Russian political history of the past ten years shows that criticism coming from the few remaining independent media outlets and human rights organizations have no impact on the Kremlin's policies whatsoever. The regime that has effectively isolated the public from the decision-making process while taking over vast natural and human resources and depriving people of their basic rights tends to view criticism as the result of a misunderstanding. Officials ignore it until someone becomes dangerously annoying, like Sergei Magnitsky, and then the offending party is doomed to be destroyed. The key tool of this system is not the force of the best argument, but simply force. Putin’s regime has been falling back onto the path of a geopolitical stand-off like the Cold War, seeing the U.S. as a hostile adversary, but a much stronger and more powerful one. This doesn’t stop the Kremlin from picking on the U.S. In that sense, adoption of Magnitsky Act by the American Congress can be viewed as the manifestation of their greater power, although it is only argument that Russian authorities are capable of understanding which doesn’t let them ignore the West’s opinion.

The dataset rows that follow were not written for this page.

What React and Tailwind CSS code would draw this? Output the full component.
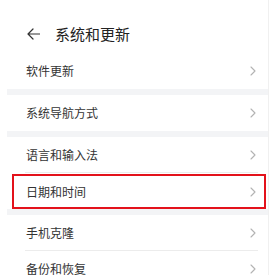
import React from "react";

const font = { fontFamily: '"Noto Sans CJK SC", "Noto Sans", sans-serif' };

function Chevron() {
  return (
    <svg width="6" height="10" viewBox="0 0 6 10" className="shrink-0">
      <path d="M1 1 L5 5 L1 9" fill="none" stroke="#b3b3b3" strokeWidth="1.1" strokeLinecap="round" strokeLinejoin="round" />
    </svg>
  );
}

function Row({ label, divider }) {
  return (
    <div className="relative h-[36px] flex items-center pl-[26px] pr-[12px] justify-between">
      <span className="text-[12px] leading-none text-[#333333]">{label}</span>
      <Chevron />
      {divider && <div className="absolute bottom-0 left-[25px] right-[10px] h-px bg-[#ececec]" />}
    </div>
  );
}

function Band() {
  return <div className="ml-[7px] h-[6px] bg-[#f3f4f6]" />;
}

export default function App() {
  return (
    <div className="w-[269px] h-[275px] overflow-hidden bg-white border-r border-[#f0f0f0]" style={font}>
      <div className="h-[53px] flex items-center pl-[27px] pt-[14px]">
        <svg width="13" height="12" viewBox="0 0 13 12" className="shrink-0">
          <path d="M12.5 6 H1 M6 1 L1 6 L6 11" fill="none" stroke="#333" strokeWidth="1.2" strokeLinecap="round" strokeLinejoin="round" />
        </svg>
        <span className="ml-[15px] text-[15px] leading-none text-[#222222]">系统和更新</span>
      </div>
      <Row label="软件更新" />
      <Band />
      <Row label="系统导航方式" />
      <Band />
      <div className="h-[37px]">
        <Row label="语言和输入法" divider />
      </div>
      <div className="ml-[12px] mr-[2px] h-[35px] border-[2px] border-[#e3121b] flex items-center pl-[12px] pr-[8px] justify-between">
        <span className="text-[12px] leading-none text-[#333333]">日期和时间</span>
        <Chevron />
      </div>
      <Band />
      <Row label="手机克隆" divider />
      <Row label="备份和恢复" />
    </div>
  );
}
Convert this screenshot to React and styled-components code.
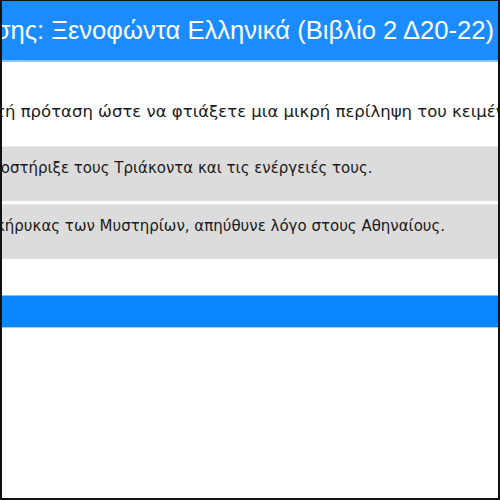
import React from "react";
import styled, { createGlobalStyle } from "styled-components";

const Global = createGlobalStyle`
  html, body {
    margin: 0;
    padding: 0;
    background: #fff;
  }
`;

const Frame = styled.div`
  box-sizing: border-box;
  width: 500px;
  height: 500px;
  border: 2px solid #111;
  border-top-width: 1px;
  overflow: hidden;
  background: #fff;
  display: flex;
  flex-direction: column;
  font-family: "DejaVu Sans", Verdana, sans-serif;
`;

const Header = styled.header`
  height: 59px;
  background: #1a8cff;
  border-bottom: 2px solid #8cc4ff;
  display: flex;
  align-items: center;
  justify-content: flex-end;
  padding-right: 4px;
  white-space: nowrap;
  overflow: hidden;
`;

const Title = styled.h1`
  margin: 0;
  flex-shrink: 0;
  font-family: "Liberation Sans", Arial, sans-serif;
  font-weight: normal;
  font-size: 25.6px;
  color: #fff;
`;

const Instruction = styled.p`
  margin: 40px 0 0 0;
  font-size: 16.5px;
  color: #1a1a1a;
  white-space: nowrap;
  overflow: hidden;
  text-indent: -7px;
`;

const List = styled.div`
  margin-top: 25px;
  display: flex;
  flex-direction: column;
  gap: 3px;
`;

const Row = styled.div`
  box-sizing: border-box;
  height: 55px;
  background: #dcdcdc;
  padding: 12px 0 0 0;
  font-size: 15px;
  color: #1a1a1a;
  white-space: nowrap;
  overflow: hidden;
  text-indent: ${(p) => p.$indent}px;
  border-top: 1px solid #e8e8e8;
`;

const Bar = styled.div`
  margin-top: 36px;
  height: 31px;
  background: #0a84ff;
  border-top: 1px solid #7fbfff;
  border-bottom: 1px solid #9fd0ff;
`;

export default function App() {
  return (
    <>
      <Global />
      <Frame>
        <Header>
          <Title>Άσκηση κατανόησης: Ξενοφώντα Ελληνικά (Βιβλίο 2 Δ20-22)</Title>
        </Header>
        <Instruction>
          τή πρόταση ώστε να φτιάξετε μια μικρή περίληψη του κειμένου.
        </Instruction>
        <List>
          <Row $indent={-19}>υποστήριξε τους Τριάκοντα και τις ενέργειές τους.</Row>
          <Row $indent={-6}>κήρυκας των Μυστηρίων, απηύθυνε λόγο στους Αθηναίους.</Row>
        </List>
        <Bar />
      </Frame>
    </>
  );
}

In the end, one thing is clear: with all its symbolic power, the Magnitsky Act will not have much real impact on the bilateral relations of the U.S. and Russia. The White House has done everything in its power to show its unwillingness to pass the bill. As for Vladimir Putin, he is a practical man who is more interested in cooperation with America than in confrontation. Unfortunately, as it often happens in Russia, high level political bickering trickles down. This time it’s the NGOs that suffered. What is sadder is that the majority of Russians remain indifferent to the fate of Magnitsky and other victims of Putin’s regime.